Problem to work on ::
Repeat the material below word for word and leave out all pictures.

Data extract ::
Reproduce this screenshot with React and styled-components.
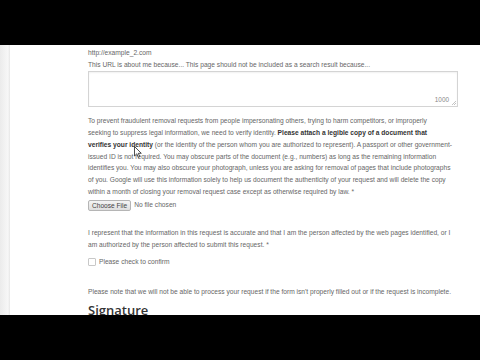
import React from 'react'
import styled, { createGlobalStyle } from 'styled-components'

const Global = createGlobalStyle`
  html, body { margin: 0; padding: 0; background: #000; }
  body { font-family: "Liberation Sans", Arial, sans-serif; }
`

const Frame = styled.div`
  width: 480px;
  height: 360px;
  display: flex;
  flex-direction: column;
  background: #000;
  overflow: hidden;
  position: relative;
`

const Letterbox = styled.div`
  height: ${({ h }) => h}px;
  background: #000;
  flex: none;
`

const Screen = styled.div`
  height: 270px;
  display: flex;
  background: #fff;
  overflow: hidden;
  flex: none;
`

const Strip = styled.div`
  width: 10px;
  flex: none;
  background: linear-gradient(to right, #ebebeb, #f7f7f7 80%, #e6e6e6);
`

const Content = styled.div`
  width: 370px;
  padding: 2px 0 0 78px;
  color: #666;
  font-size: 6.65px;
  line-height: 11.7px;
`

const Line = styled.div`
  white-space: nowrap;
`

const AreaBox = styled.div`
  height: 33px;
  border: 1px solid #d4d4d4;
  box-shadow: inset 0 1px 2px rgba(0,0,0,0.06);
  display: flex;
  align-items: flex-end;
  justify-content: flex-end;
  padding: 0 8px 1px 0;
  position: relative;
  margin-top: 1px;
`

const Counter = styled.span`
  color: #888;
  font-size: 6.4px;
`

const Grip = styled.svg`
  position: absolute;
  right: 1px;
  bottom: 1px;
`

const Para = styled.div`
  margin: ${({ m }) => m};
  color: #666;
`

const Strong = styled.b`
  color: #333;
  font-weight: bold;
`

const FileRow = styled.div`
  display: flex;
  align-items: center;
  gap: 3px;
  margin-top: 2px;
`

const FileButton = styled.span`
  display: inline-block;
  height: 9px;
  line-height: 9px;
  padding: 0 3px;
  border: 1px solid #b5b5b5;
  border-radius: 2px;
  background: linear-gradient(#f4f4f4, #dedede);
  color: #444;
  font-size: 6.6px;
`

const CheckRow = styled.label`
  display: flex;
  align-items: center;
  gap: 3px;
  margin-top: 6px;
`

const Box = styled.span`
  width: 6px;
  height: 6px;
  border: 1px solid #c8c8c8;
  border-radius: 1px;
  background: #fff;
`

const Heading = styled.h2`
  margin: 4px 0 0;
  font-family: "Open Sans", "Liberation Sans", sans-serif;
  font-size: 13px;
  font-weight: 600;
  color: #333;
  line-height: 16px;
`

const Cursor = styled.svg`
  position: absolute;
  left: 134px;
  top: 146px;
`

export default function App() {
  return (
    <Frame>
      <Global />
      <Letterbox h={45} />
      <Screen>
        <Strip />
        <Content>
          <Line>http://example_2.com</Line>
          <Line>This URL is about me because... This page should not be included as a search result because...</Line>
          <AreaBox>
            <Counter>1000</Counter>
            <Grip width="5" height="5" viewBox="0 0 5 5">
              <path d="M5 1 L1 5 M5 3 L3 5" stroke="#aaa" strokeWidth="0.7" />
            </Grip>
          </AreaBox>
          <Para m="8px 0 0">
            <Line>To prevent fraudulent removal requests from people impersonating others, trying to harm competitors, or improperly</Line>
            <Line>seeking to suppress legal information, we need to verify identity. <Strong>Please attach a legible copy of a document that</Strong></Line>
            <Line><Strong>verifies your identity</Strong> (or the identity of the person whom you are authorized to represent). A passport or other government-</Line>
            <Line>issued ID is not required. You may obscure parts of the document (e.g., numbers) as long as the remaining information</Line>
            <Line>identifies you. You may also obscure your photograph, unless you are asking for removal of pages that include photographs</Line>
            <Line>of you. Google will use this information solely to help us document the authenticity of your request and will delete the copy</Line>
            <Line>within a month of closing your removal request case except as otherwise required by law. *</Line>
          </Para>
          <FileRow>
            <FileButton>Choose File</FileButton>
            <span>No file chosen</span>
          </FileRow>
          <Para m="16px 0 0">
            <Line>I represent that the information in this request is accurate and that I am the person affected by the web pages identified, or I</Line>
            <Line>am authorized by the person affected to submit this request. *</Line>
          </Para>
          <CheckRow>
            <Box />
            <span>Please check to confirm</span>
          </CheckRow>
          <Para m="18px 0 0">
            <Line>Please note that we will not be able to process your request if the form isn't properly filled out or if the request is incomplete.</Line>
          </Para>
          <Heading>Signature</Heading>
        </Content>
      </Screen>
      <Letterbox h={45} />
      <Cursor width="8" height="12" viewBox="0 0 8 12">
        <path d="M0.5 0.5 L0.5 10 L2.8 7.8 L4.4 11.3 L5.8 10.7 L4.3 7.3 L7.3 7.3 Z" fill="#fff" stroke="#222" strokeWidth="0.8" strokeLinejoin="round" />
      </Cursor>
    </Frame>
  )
}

Output ::
Reproduce this screenshot with React and styled-components.
import React from 'react'
import styled, { createGlobalStyle } from 'styled-components'

const Global = createGlobalStyle`
  html, body { margin: 0; padding: 0; background: #000; }
  body { font-family: "Liberation Sans", Arial, sans-serif; }
`

const Frame = styled.div`
  width: 480px;
  height: 360px;
  display: flex;
  flex-direction: column;
  background: #000;
  overflow: hidden;
  position: relative;
`

const Letterbox = styled.div`
  height: ${({ h }) => h}px;
  background: #000;
  flex: none;
`

const Screen = styled.div`
  height: 270px;
  display: flex;
  background: #fff;
  overflow: hidden;
  flex: none;
`

const Strip = styled.div`
  width: 10px;
  flex: none;
  background: linear-gradient(to right, #ebebeb, #f7f7f7 80%, #e6e6e6);
`

const Content = styled.div`
  width: 370px;
  padding: 2px 0 0 78px;
  color: #666;
  font-size: 6.65px;
  line-height: 11.7px;
`

const Line = styled.div`
  white-space: nowrap;
`

const AreaBox = styled.div`
  height: 33px;
  border: 1px solid #d4d4d4;
  box-shadow: inset 0 1px 2px rgba(0,0,0,0.06);
  display: flex;
  align-items: flex-end;
  justify-content: flex-end;
  padding: 0 8px 1px 0;
  position: relative;
  margin-top: 1px;
`

const Counter = styled.span`
  color: #888;
  font-size: 6.4px;
`

const Grip = styled.svg`
  position: absolute;
  right: 1px;
  bottom: 1px;
`

const Para = styled.div`
  margin: ${({ m }) => m};
  color: #666;
`

const Strong = styled.b`
  color: #333;
  font-weight: bold;
`

const FileRow = styled.div`
  display: flex;
  align-items: center;
  gap: 3px;
  margin-top: 2px;
`

const FileButton = styled.span`
  display: inline-block;
  height: 9px;
  line-height: 9px;
  padding: 0 3px;
  border: 1px solid #b5b5b5;
  border-radius: 2px;
  background: linear-gradient(#f4f4f4, #dedede);
  color: #444;
  font-size: 6.6px;
`

const CheckRow = styled.label`
  display: flex;
  align-items: center;
  gap: 3px;
  margin-top: 6px;
`

const Box = styled.span`
  width: 6px;
  height: 6px;
  border: 1px solid #c8c8c8;
  border-radius: 1px;
  background: #fff;
`

const Heading = styled.h2`
  margin: 4px 0 0;
  font-family: "Open Sans", "Liberation Sans", sans-serif;
  font-size: 13px;
  font-weight: 600;
  color: #333;
  line-height: 16px;
`

const Cursor = styled.svg`
  position: absolute;
  left: 134px;
  top: 146px;
`

export default function App() {
  return (
    <Frame>
      <Global />
      <Letterbox h={45} />
      <Screen>
        <Strip />
        <Content>
          <Line>http://example_2.com</Line>
          <Line>This URL is about me because... This page should not be included as a search result because...</Line>
          <AreaBox>
            <Counter>1000</Counter>
            <Grip width="5" height="5" viewBox="0 0 5 5">
              <path d="M5 1 L1 5 M5 3 L3 5" stroke="#aaa" strokeWidth="0.7" />
            </Grip>
          </AreaBox>
          <Para m="8px 0 0">
            <Line>To prevent fraudulent removal requests from people impersonating others, trying to harm competitors, or improperly</Line>
            <Line>seeking to suppress legal information, we need to verify identity. <Strong>Please attach a legible copy of a document that</Strong></Line>
            <Line><Strong>verifies your identity</Strong> (or the identity of the person whom you are authorized to represent). A passport or other government-</Line>
            <Line>issued ID is not required. You may obscure parts of the document (e.g., numbers) as long as the remaining information</Line>
            <Line>identifies you. You may also obscure your photograph, unless you are asking for removal of pages that include photographs</Line>
            <Line>of you. Google will use this information solely to help us document the authenticity of your request and will delete the copy</Line>
            <Line>within a month of closing your removal request case except as otherwise required by law. *</Line>
          </Para>
          <FileRow>
            <FileButton>Choose File</FileButton>
            <span>No file chosen</span>
          </FileRow>
          <Para m="16px 0 0">
            <Line>I represent that the information in this request is accurate and that I am the person affected by the web pages identified, or I</Line>
            <Line>am authorized by the person affected to submit this request. *</Line>
          </Para>
          <CheckRow>
            <Box />
            <span>Please check to confirm</span>
          </CheckRow>
          <Para m="18px 0 0">
            <Line>Please note that we will not be able to process your request if the form isn't properly filled out or if the request is incomplete.</Line>
          </Para>
          <Heading>Signature</Heading>
        </Content>
      </Screen>
      <Letterbox h={45} />
      <Cursor width="8" height="12" viewBox="0 0 8 12">
        <path d="M0.5 0.5 L0.5 10 L2.8 7.8 L4.4 11.3 L5.8 10.7 L4.3 7.3 L7.3 7.3 Z" fill="#fff" stroke="#222" strokeWidth="0.8" strokeLinejoin="round" />
      </Cursor>
    </Frame>
  )
}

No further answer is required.